Overview - ICDAR 2017 Challenge on Text Extraction from Biomedical Literature Figures
Figures are ubiquitous in biomedical literature, and they represent important biomedical knowledge. The sheer volume of biomedical publications has made it necessary to develop computational approaches for accessing figures. Consequently, during the last few years, figure classification, retrieval and mining have garnered significant attention in the biomedical research communities. Since text frequently appears in figures, semantic analysis of such text may assist the task of mining information from figures. Little research, however, has specifically explored automated text extraction from biomedical figures and their semantic analysis.
Unlike images in the open domain, biomedical figures present unique challenges.
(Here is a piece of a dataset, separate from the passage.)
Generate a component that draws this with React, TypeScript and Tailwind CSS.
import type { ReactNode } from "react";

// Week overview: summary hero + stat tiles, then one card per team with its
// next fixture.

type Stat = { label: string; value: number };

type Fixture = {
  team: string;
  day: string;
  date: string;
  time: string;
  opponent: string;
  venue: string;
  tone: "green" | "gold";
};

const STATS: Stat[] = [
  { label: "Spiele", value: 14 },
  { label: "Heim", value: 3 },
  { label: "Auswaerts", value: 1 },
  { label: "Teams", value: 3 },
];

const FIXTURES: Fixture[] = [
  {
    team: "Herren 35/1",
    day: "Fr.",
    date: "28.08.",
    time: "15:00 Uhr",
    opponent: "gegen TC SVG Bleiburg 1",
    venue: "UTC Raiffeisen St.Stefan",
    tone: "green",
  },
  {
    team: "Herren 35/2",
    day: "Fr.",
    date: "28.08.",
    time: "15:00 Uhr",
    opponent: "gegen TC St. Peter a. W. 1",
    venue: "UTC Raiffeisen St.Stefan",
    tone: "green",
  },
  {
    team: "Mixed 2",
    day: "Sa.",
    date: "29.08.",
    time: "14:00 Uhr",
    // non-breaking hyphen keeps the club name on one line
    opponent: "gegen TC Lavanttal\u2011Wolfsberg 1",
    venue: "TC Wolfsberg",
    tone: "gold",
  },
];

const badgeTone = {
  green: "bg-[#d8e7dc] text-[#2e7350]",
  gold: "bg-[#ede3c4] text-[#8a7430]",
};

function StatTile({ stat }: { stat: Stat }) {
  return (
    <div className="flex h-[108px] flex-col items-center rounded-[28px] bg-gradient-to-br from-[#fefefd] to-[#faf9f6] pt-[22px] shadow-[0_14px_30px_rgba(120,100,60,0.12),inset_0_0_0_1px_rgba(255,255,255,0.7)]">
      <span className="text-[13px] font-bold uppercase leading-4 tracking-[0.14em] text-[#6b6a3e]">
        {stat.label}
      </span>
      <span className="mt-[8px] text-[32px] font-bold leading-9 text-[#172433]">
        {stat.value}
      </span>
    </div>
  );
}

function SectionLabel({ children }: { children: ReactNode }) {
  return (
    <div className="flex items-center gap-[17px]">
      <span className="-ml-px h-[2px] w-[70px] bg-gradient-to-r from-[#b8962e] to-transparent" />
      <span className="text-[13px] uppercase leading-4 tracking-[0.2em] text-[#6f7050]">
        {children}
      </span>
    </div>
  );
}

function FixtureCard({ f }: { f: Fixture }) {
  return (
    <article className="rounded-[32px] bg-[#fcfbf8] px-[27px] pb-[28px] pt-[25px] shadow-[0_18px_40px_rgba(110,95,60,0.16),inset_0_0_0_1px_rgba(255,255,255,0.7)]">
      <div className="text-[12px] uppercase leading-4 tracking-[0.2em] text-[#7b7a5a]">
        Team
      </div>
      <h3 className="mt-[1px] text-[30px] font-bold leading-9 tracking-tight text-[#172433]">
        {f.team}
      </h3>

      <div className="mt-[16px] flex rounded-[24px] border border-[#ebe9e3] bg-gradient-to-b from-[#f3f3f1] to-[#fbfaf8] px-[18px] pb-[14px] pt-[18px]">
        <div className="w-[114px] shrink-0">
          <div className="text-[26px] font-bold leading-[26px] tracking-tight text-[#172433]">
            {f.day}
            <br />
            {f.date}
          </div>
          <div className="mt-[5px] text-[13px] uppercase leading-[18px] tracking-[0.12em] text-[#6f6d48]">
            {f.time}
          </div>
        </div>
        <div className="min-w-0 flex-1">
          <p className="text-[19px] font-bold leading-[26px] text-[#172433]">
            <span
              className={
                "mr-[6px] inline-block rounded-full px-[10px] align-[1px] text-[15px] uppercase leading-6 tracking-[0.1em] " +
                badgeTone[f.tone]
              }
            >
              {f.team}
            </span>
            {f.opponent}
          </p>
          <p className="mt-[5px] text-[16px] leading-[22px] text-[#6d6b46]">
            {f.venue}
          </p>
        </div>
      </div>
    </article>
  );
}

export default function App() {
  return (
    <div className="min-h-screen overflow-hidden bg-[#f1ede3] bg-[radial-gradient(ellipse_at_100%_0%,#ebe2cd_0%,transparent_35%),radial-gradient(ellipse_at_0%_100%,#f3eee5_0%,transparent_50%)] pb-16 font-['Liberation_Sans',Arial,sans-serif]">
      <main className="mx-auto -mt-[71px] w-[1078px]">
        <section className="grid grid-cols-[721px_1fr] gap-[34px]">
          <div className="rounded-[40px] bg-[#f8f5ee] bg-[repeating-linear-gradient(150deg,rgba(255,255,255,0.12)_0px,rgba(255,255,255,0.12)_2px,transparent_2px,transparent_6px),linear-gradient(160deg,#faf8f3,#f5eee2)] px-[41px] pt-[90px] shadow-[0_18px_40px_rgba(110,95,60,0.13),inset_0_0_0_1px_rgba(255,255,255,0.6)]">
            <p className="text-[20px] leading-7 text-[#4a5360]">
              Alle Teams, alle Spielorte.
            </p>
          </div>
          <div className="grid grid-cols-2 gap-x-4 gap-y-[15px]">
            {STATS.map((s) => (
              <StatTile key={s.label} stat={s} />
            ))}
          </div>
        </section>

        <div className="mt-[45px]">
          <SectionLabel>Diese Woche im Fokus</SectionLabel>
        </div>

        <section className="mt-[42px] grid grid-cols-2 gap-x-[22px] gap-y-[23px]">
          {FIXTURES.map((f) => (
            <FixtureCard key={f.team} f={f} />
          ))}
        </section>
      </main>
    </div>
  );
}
For example, biomedical figures typically have complex layout, small font size, short text, specific text, complex symbols and irregular text arrangement. The quality of figures vary depending on different publishers. Consequently, conventional OCR technologies and systems which are typically trained on open domain images do not work well on biomedical figures. To better leverage biomedical figures in research and analysis in the future as well as making them more searchable and computable, we propose Semantic Interpretation of Biomedical Figure Mining to address various challenges related to semantic biomedical figure mining.
Semantic Interpretation of Biomedical Figure Mining Challenge is being conducted to assess the capability of text detection, recognition, mining and even NLP algorithms to correctly detect and recognize text appearing in biomedical literature figures. This ICDAR2017 Competition focuses on extracting (detecting and recognizing) text from biomedical literature figures (ICDAR2017 DeTEXT Competition).
Challenge News
- 04/01/2017
DeTEXT: Training datasets available
Important Dates
-
April, 1: Datasets available.
-
June, 10: Testing set release.
-
June, 30: Submission of results deadline.
-
November, 10-15: Results presentation.